■ **WHAT IS EXPECTED**:
Make an exact copy of the lines, leaving the pictures out.

■ **GIVEN MATERIAL**:
######

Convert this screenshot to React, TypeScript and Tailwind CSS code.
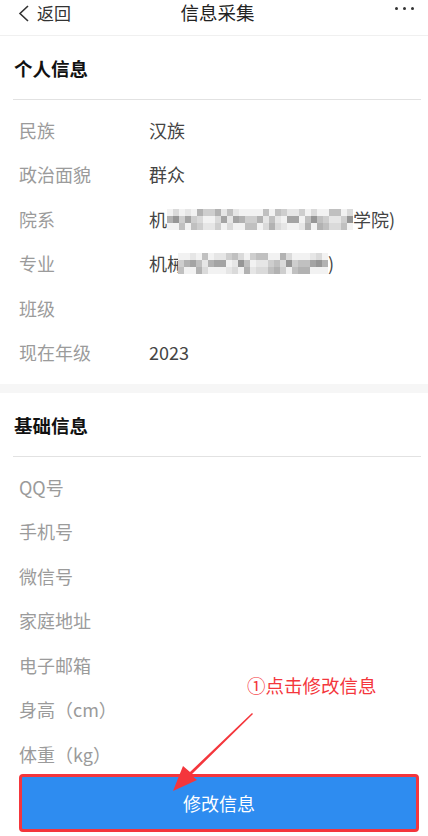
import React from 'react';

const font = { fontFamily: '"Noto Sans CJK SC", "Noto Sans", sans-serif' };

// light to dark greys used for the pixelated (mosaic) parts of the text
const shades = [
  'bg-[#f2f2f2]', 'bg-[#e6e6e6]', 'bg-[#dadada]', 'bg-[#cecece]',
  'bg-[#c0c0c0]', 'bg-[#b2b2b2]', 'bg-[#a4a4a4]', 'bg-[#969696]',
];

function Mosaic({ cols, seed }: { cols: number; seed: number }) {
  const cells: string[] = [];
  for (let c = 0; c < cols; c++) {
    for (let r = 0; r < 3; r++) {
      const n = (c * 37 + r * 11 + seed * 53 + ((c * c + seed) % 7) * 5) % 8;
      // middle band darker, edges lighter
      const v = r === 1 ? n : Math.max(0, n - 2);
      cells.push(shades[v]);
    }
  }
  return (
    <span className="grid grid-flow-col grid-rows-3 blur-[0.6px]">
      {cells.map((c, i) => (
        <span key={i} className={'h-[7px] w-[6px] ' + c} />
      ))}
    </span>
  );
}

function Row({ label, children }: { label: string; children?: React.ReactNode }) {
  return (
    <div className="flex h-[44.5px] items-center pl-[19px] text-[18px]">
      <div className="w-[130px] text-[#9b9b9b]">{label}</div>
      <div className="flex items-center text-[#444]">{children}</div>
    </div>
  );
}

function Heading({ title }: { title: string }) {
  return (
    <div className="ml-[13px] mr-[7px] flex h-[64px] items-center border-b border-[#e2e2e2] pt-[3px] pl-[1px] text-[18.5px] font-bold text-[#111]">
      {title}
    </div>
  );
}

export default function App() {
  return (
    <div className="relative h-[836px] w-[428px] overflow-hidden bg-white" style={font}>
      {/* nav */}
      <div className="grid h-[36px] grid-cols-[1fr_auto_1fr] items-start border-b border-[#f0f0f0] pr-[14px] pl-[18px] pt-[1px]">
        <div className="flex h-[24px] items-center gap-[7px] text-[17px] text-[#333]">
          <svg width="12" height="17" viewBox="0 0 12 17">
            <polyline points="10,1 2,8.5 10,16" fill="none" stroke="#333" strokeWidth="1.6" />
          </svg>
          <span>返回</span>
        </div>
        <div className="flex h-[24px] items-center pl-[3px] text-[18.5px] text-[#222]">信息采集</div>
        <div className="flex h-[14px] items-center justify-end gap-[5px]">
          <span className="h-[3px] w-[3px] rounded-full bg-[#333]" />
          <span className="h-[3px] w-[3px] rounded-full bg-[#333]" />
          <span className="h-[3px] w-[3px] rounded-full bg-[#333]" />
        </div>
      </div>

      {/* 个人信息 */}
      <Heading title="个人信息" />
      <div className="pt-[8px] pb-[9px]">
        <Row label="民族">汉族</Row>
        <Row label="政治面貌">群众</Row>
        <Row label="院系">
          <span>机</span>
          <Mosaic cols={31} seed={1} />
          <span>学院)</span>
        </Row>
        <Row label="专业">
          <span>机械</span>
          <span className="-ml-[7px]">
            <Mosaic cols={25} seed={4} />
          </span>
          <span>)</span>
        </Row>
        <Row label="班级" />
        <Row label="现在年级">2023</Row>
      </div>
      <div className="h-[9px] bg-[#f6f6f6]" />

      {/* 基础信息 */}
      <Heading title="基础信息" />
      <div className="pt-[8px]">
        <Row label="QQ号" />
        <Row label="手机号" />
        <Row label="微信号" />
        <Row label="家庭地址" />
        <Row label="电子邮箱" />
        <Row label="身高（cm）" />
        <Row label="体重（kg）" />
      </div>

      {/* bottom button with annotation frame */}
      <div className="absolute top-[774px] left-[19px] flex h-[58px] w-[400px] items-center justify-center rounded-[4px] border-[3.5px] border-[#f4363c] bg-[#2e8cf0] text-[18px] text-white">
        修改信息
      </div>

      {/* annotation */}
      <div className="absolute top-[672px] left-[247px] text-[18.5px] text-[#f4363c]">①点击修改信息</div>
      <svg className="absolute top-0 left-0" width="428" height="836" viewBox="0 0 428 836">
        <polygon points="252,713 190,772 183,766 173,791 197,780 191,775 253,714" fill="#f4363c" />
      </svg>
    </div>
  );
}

######

■ **PROBLEM SOLUTION**:
Convert this screenshot to React, TypeScript and Tailwind CSS code.
import React from 'react';

const font = { fontFamily: '"Noto Sans CJK SC", "Noto Sans", sans-serif' };

// light to dark greys used for the pixelated (mosaic) parts of the text
const shades = [
  'bg-[#f2f2f2]', 'bg-[#e6e6e6]', 'bg-[#dadada]', 'bg-[#cecece]',
  'bg-[#c0c0c0]', 'bg-[#b2b2b2]', 'bg-[#a4a4a4]', 'bg-[#969696]',
];

function Mosaic({ cols, seed }: { cols: number; seed: number }) {
  const cells: string[] = [];
  for (let c = 0; c < cols; c++) {
    for (let r = 0; r < 3; r++) {
      const n = (c * 37 + r * 11 + seed * 53 + ((c * c + seed) % 7) * 5) % 8;
      // middle band darker, edges lighter
      const v = r === 1 ? n : Math.max(0, n - 2);
      cells.push(shades[v]);
    }
  }
  return (
    <span className="grid grid-flow-col grid-rows-3 blur-[0.6px]">
      {cells.map((c, i) => (
        <span key={i} className={'h-[7px] w-[6px] ' + c} />
      ))}
    </span>
  );
}

function Row({ label, children }: { label: string; children?: React.ReactNode }) {
  return (
    <div className="flex h-[44.5px] items-center pl-[19px] text-[18px]">
      <div className="w-[130px] text-[#9b9b9b]">{label}</div>
      <div className="flex items-center text-[#444]">{children}</div>
    </div>
  );
}

function Heading({ title }: { title: string }) {
  return (
    <div className="ml-[13px] mr-[7px] flex h-[64px] items-center border-b border-[#e2e2e2] pt-[3px] pl-[1px] text-[18.5px] font-bold text-[#111]">
      {title}
    </div>
  );
}

export default function App() {
  return (
    <div className="relative h-[836px] w-[428px] overflow-hidden bg-white" style={font}>
      {/* nav */}
      <div className="grid h-[36px] grid-cols-[1fr_auto_1fr] items-start border-b border-[#f0f0f0] pr-[14px] pl-[18px] pt-[1px]">
        <div className="flex h-[24px] items-center gap-[7px] text-[17px] text-[#333]">
          <svg width="12" height="17" viewBox="0 0 12 17">
            <polyline points="10,1 2,8.5 10,16" fill="none" stroke="#333" strokeWidth="1.6" />
          </svg>
          <span>返回</span>
        </div>
        <div className="flex h-[24px] items-center pl-[3px] text-[18.5px] text-[#222]">信息采集</div>
        <div className="flex h-[14px] items-center justify-end gap-[5px]">
          <span className="h-[3px] w-[3px] rounded-full bg-[#333]" />
          <span className="h-[3px] w-[3px] rounded-full bg-[#333]" />
          <span className="h-[3px] w-[3px] rounded-full bg-[#333]" />
        </div>
      </div>

      {/* 个人信息 */}
      <Heading title="个人信息" />
      <div className="pt-[8px] pb-[9px]">
        <Row label="民族">汉族</Row>
        <Row label="政治面貌">群众</Row>
        <Row label="院系">
          <span>机</span>
          <Mosaic cols={31} seed={1} />
          <span>学院)</span>
        </Row>
        <Row label="专业">
          <span>机械</span>
          <span className="-ml-[7px]">
            <Mosaic cols={25} seed={4} />
          </span>
          <span>)</span>
        </Row>
        <Row label="班级" />
        <Row label="现在年级">2023</Row>
      </div>
      <div className="h-[9px] bg-[#f6f6f6]" />

      {/* 基础信息 */}
      <Heading title="基础信息" />
      <div className="pt-[8px]">
        <Row label="QQ号" />
        <Row label="手机号" />
        <Row label="微信号" />
        <Row label="家庭地址" />
        <Row label="电子邮箱" />
        <Row label="身高（cm）" />
        <Row label="体重（kg）" />
      </div>

      {/* bottom button with annotation frame */}
      <div className="absolute top-[774px] left-[19px] flex h-[58px] w-[400px] items-center justify-center rounded-[4px] border-[3.5px] border-[#f4363c] bg-[#2e8cf0] text-[18px] text-white">
        修改信息
      </div>

      {/* annotation */}
      <div className="absolute top-[672px] left-[247px] text-[18.5px] text-[#f4363c]">①点击修改信息</div>
      <svg className="absolute top-0 left-0" width="428" height="836" viewBox="0 0 428 836">
        <polygon points="252,713 190,772 183,766 173,791 197,780 191,775 253,714" fill="#f4363c" />
      </svg>
    </div>
  );
}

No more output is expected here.